## Instruction
In your copy, include every line of the listing below exactly but none of the pictures.

-- BEGIN Stored data --

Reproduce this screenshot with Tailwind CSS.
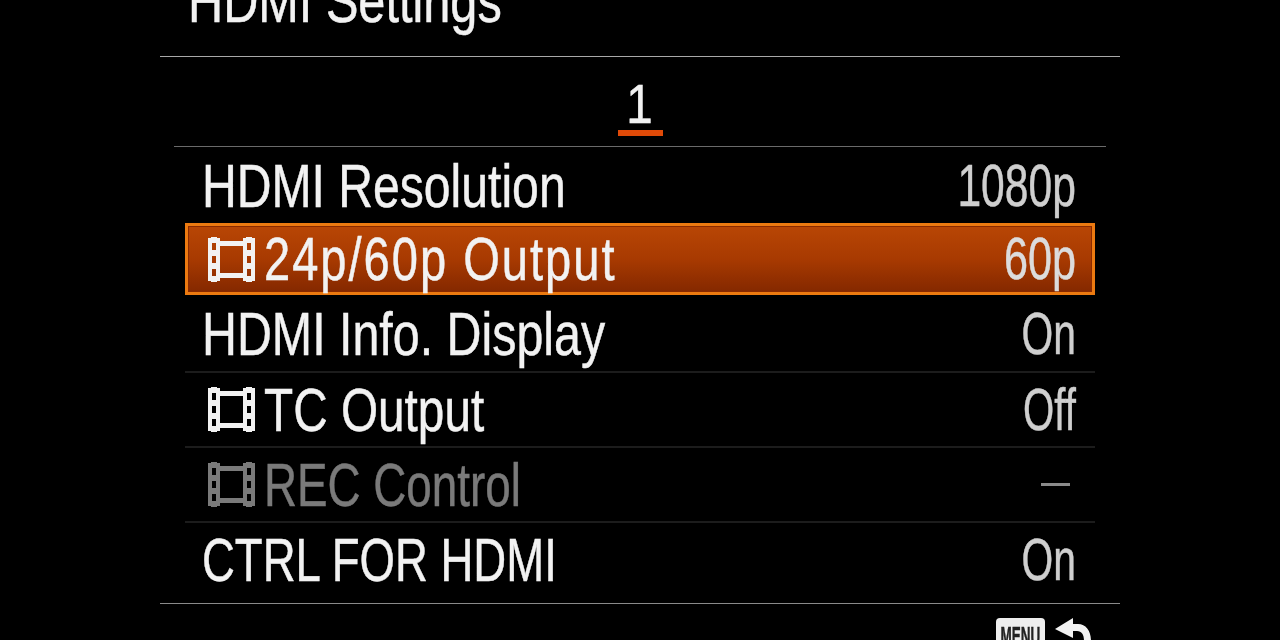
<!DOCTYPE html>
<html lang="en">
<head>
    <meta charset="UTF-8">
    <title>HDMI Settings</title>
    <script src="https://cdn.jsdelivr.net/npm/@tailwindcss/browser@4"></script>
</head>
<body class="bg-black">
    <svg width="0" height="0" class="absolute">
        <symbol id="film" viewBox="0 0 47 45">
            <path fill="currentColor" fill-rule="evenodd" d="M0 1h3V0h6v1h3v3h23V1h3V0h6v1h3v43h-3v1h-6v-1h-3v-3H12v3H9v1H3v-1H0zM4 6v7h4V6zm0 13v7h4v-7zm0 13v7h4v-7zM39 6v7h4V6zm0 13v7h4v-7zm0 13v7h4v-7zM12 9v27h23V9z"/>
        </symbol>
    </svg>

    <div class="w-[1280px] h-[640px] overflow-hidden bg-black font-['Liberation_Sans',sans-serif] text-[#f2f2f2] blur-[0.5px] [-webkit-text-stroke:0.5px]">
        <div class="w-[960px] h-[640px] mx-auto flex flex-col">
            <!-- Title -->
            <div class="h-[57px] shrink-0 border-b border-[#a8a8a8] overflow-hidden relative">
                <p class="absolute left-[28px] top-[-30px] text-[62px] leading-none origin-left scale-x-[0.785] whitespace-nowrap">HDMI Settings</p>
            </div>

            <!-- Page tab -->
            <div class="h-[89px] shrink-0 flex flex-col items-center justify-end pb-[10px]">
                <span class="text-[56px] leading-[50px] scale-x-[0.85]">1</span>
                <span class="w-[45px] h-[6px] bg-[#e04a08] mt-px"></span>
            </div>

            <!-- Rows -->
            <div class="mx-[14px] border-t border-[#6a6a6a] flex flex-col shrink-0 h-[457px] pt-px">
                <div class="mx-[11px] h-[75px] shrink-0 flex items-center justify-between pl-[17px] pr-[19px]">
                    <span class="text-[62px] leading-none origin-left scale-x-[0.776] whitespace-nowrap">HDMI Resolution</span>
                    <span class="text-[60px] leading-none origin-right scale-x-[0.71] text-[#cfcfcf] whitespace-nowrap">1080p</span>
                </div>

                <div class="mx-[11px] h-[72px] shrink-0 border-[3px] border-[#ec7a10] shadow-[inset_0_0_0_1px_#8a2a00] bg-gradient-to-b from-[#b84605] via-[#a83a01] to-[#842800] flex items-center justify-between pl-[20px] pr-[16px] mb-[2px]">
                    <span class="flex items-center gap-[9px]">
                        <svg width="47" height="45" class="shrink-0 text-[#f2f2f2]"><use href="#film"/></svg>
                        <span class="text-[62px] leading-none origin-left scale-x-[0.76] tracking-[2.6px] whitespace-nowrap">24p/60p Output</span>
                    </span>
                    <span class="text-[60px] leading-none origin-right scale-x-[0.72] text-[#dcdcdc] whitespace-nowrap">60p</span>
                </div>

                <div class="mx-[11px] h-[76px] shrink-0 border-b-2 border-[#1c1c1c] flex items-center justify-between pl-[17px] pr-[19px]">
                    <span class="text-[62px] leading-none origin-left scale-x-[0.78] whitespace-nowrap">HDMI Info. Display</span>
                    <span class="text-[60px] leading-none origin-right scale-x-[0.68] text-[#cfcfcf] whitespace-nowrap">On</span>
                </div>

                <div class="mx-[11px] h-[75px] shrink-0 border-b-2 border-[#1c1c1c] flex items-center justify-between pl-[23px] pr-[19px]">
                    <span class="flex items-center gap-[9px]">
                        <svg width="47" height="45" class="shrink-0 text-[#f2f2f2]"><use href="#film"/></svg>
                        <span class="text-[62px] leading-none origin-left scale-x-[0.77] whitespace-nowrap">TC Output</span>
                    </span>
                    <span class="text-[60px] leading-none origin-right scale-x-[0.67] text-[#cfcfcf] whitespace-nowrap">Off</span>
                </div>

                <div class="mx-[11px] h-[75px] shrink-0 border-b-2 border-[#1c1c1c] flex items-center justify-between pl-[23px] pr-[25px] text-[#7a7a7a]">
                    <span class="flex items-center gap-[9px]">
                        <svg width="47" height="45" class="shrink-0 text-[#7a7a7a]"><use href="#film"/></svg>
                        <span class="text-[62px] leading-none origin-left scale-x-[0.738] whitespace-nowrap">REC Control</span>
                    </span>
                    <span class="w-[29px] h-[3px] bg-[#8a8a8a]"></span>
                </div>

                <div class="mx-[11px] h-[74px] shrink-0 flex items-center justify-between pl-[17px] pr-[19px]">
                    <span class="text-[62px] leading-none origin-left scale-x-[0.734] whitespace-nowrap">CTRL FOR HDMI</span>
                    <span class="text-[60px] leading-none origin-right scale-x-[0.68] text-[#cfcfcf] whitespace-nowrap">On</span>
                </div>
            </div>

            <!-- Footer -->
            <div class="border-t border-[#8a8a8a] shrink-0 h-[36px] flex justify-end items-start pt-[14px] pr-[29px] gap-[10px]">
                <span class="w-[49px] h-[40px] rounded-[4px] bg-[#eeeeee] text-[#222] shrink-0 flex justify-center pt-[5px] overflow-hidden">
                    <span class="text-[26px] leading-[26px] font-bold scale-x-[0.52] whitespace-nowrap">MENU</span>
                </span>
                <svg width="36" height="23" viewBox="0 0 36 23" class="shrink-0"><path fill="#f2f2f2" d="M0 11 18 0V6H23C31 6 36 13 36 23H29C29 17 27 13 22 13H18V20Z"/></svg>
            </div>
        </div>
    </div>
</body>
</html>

-- END Stored data --

## Final result
Reproduce this screenshot with Tailwind CSS.
<!DOCTYPE html>
<html lang="en">
<head>
    <meta charset="UTF-8">
    <title>HDMI Settings</title>
    <script src="https://cdn.jsdelivr.net/npm/@tailwindcss/browser@4"></script>
</head>
<body class="bg-black">
    <svg width="0" height="0" class="absolute">
        <symbol id="film" viewBox="0 0 47 45">
            <path fill="currentColor" fill-rule="evenodd" d="M0 1h3V0h6v1h3v3h23V1h3V0h6v1h3v43h-3v1h-6v-1h-3v-3H12v3H9v1H3v-1H0zM4 6v7h4V6zm0 13v7h4v-7zm0 13v7h4v-7zM39 6v7h4V6zm0 13v7h4v-7zm0 13v7h4v-7zM12 9v27h23V9z"/>
        </symbol>
    </svg>

    <div class="w-[1280px] h-[640px] overflow-hidden bg-black font-['Liberation_Sans',sans-serif] text-[#f2f2f2] blur-[0.5px] [-webkit-text-stroke:0.5px]">
        <div class="w-[960px] h-[640px] mx-auto flex flex-col">
            <!-- Title -->
            <div class="h-[57px] shrink-0 border-b border-[#a8a8a8] overflow-hidden relative">
                <p class="absolute left-[28px] top-[-30px] text-[62px] leading-none origin-left scale-x-[0.785] whitespace-nowrap">HDMI Settings</p>
            </div>

            <!-- Page tab -->
            <div class="h-[89px] shrink-0 flex flex-col items-center justify-end pb-[10px]">
                <span class="text-[56px] leading-[50px] scale-x-[0.85]">1</span>
                <span class="w-[45px] h-[6px] bg-[#e04a08] mt-px"></span>
            </div>

            <!-- Rows -->
            <div class="mx-[14px] border-t border-[#6a6a6a] flex flex-col shrink-0 h-[457px] pt-px">
                <div class="mx-[11px] h-[75px] shrink-0 flex items-center justify-between pl-[17px] pr-[19px]">
                    <span class="text-[62px] leading-none origin-left scale-x-[0.776] whitespace-nowrap">HDMI Resolution</span>
                    <span class="text-[60px] leading-none origin-right scale-x-[0.71] text-[#cfcfcf] whitespace-nowrap">1080p</span>
                </div>

                <div class="mx-[11px] h-[72px] shrink-0 border-[3px] border-[#ec7a10] shadow-[inset_0_0_0_1px_#8a2a00] bg-gradient-to-b from-[#b84605] via-[#a83a01] to-[#842800] flex items-center justify-between pl-[20px] pr-[16px] mb-[2px]">
                    <span class="flex items-center gap-[9px]">
                        <svg width="47" height="45" class="shrink-0 text-[#f2f2f2]"><use href="#film"/></svg>
                        <span class="text-[62px] leading-none origin-left scale-x-[0.76] tracking-[2.6px] whitespace-nowrap">24p/60p Output</span>
                    </span>
                    <span class="text-[60px] leading-none origin-right scale-x-[0.72] text-[#dcdcdc] whitespace-nowrap">60p</span>
                </div>

                <div class="mx-[11px] h-[76px] shrink-0 border-b-2 border-[#1c1c1c] flex items-center justify-between pl-[17px] pr-[19px]">
                    <span class="text-[62px] leading-none origin-left scale-x-[0.78] whitespace-nowrap">HDMI Info. Display</span>
                    <span class="text-[60px] leading-none origin-right scale-x-[0.68] text-[#cfcfcf] whitespace-nowrap">On</span>
                </div>

                <div class="mx-[11px] h-[75px] shrink-0 border-b-2 border-[#1c1c1c] flex items-center justify-between pl-[23px] pr-[19px]">
                    <span class="flex items-center gap-[9px]">
                        <svg width="47" height="45" class="shrink-0 text-[#f2f2f2]"><use href="#film"/></svg>
                        <span class="text-[62px] leading-none origin-left scale-x-[0.77] whitespace-nowrap">TC Output</span>
                    </span>
                    <span class="text-[60px] leading-none origin-right scale-x-[0.67] text-[#cfcfcf] whitespace-nowrap">Off</span>
                </div>

                <div class="mx-[11px] h-[75px] shrink-0 border-b-2 border-[#1c1c1c] flex items-center justify-between pl-[23px] pr-[25px] text-[#7a7a7a]">
                    <span class="flex items-center gap-[9px]">
                        <svg width="47" height="45" class="shrink-0 text-[#7a7a7a]"><use href="#film"/></svg>
                        <span class="text-[62px] leading-none origin-left scale-x-[0.738] whitespace-nowrap">REC Control</span>
                    </span>
                    <span class="w-[29px] h-[3px] bg-[#8a8a8a]"></span>
                </div>

                <div class="mx-[11px] h-[74px] shrink-0 flex items-center justify-between pl-[17px] pr-[19px]">
                    <span class="text-[62px] leading-none origin-left scale-x-[0.734] whitespace-nowrap">CTRL FOR HDMI</span>
                    <span class="text-[60px] leading-none origin-right scale-x-[0.68] text-[#cfcfcf] whitespace-nowrap">On</span>
                </div>
            </div>

            <!-- Footer -->
            <div class="border-t border-[#8a8a8a] shrink-0 h-[36px] flex justify-end items-start pt-[14px] pr-[29px] gap-[10px]">
                <span class="w-[49px] h-[40px] rounded-[4px] bg-[#eeeeee] text-[#222] shrink-0 flex justify-center pt-[5px] overflow-hidden">
                    <span class="text-[26px] leading-[26px] font-bold scale-x-[0.52] whitespace-nowrap">MENU</span>
                </span>
                <svg width="36" height="23" viewBox="0 0 36 23" class="shrink-0"><path fill="#f2f2f2" d="M0 11 18 0V6H23C31 6 36 13 36 23H29C29 17 27 13 22 13H18V20Z"/></svg>
            </div>
        </div>
    </div>
</body>
</html>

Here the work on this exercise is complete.